McDonald’s earnings a mixed bag: McDonald’s shares will be one to watch today as the company’s quarterly earnings showed weakness in international markets like Europe, China and the Middle East, even as its home market of the U.S. eked-out growth. Sales at restaurants open for at least 13 months fell by 1.5 per cent during the quarter. That’s more than twice as bad as the 0.6 per cent drop that analysts were forecasting. In the U.S. they inched up 0.3 per cent. Despite the sales slowdown, the company posted adjusted earnings of US$3.23 a share. That’s better than the $3.19 last year and better than what analysts were expecting. The reporting period doesn’t include the time when the company has been trying to deal with an E. coli outbreak in the U.S. believed to be linked to onions in its Quarter Pounder burgers.
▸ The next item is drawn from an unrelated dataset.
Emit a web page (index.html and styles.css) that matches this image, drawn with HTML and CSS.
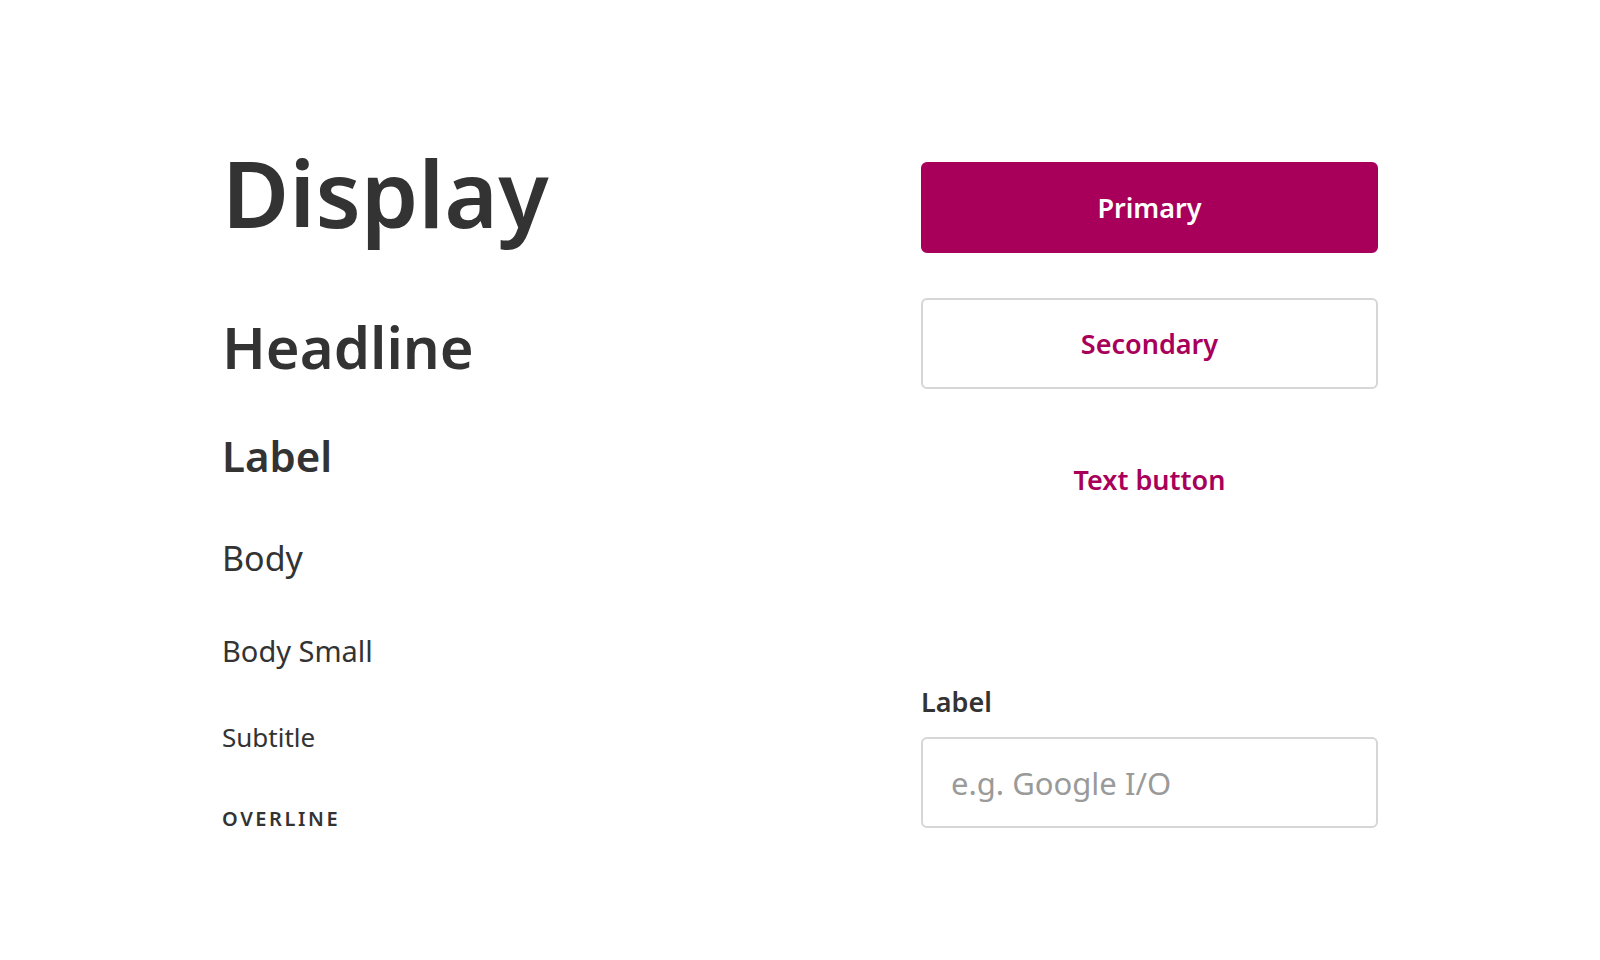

Ford trims forecast: Big 3 automaker Ford is warning that its full-year earnings will come in at the low end of its forecast, as the company is struggling with supply chain problems tied to recent major U.S. hurricanes. Adjusted earnings for the year will come in a range of up to US$10 billion, the company said this morning. That’s down from $12 billion previously and less than the $10.6 billion analysts were forecasting. The company’s shares plunged in July when it said higher than expected warranty costs were draining profit. That prompted the company to take the extreme step of holding back thousands of new models to do extra quality checks to make sure they are good to go before shipping them to customers. Ford’s shares are off about six per cent in premarket trading.
CRTC grants Google exemption from ONA: The Canadian Radio-Television and Telecommunications Commissions has granted Google a five-year exemption from the Online News Act as long as it pays $100 million to Canadian news outlets within 60 days. The telecom regulator announced the decision late Monday. Google had been previously granted an exemption to the rules of the act on similar terms, and Monday’s news extends that as long as Google pays the $100 million to the Canadian Journalism Collective and allows more news businesses to join it.
Alphabet earnings after the bell: Speaking of Google, its parent company Alphabet will post quarterly results after the bell today. The technology giant is expected to post adjusted earnings of US$1.84 a share, on revenue of $86.37 billion. That’s up from $1.55 and $76.7 billion last year. Alphabet shares have gained 19 per cent this year, underperforming the broader S&P 500 index.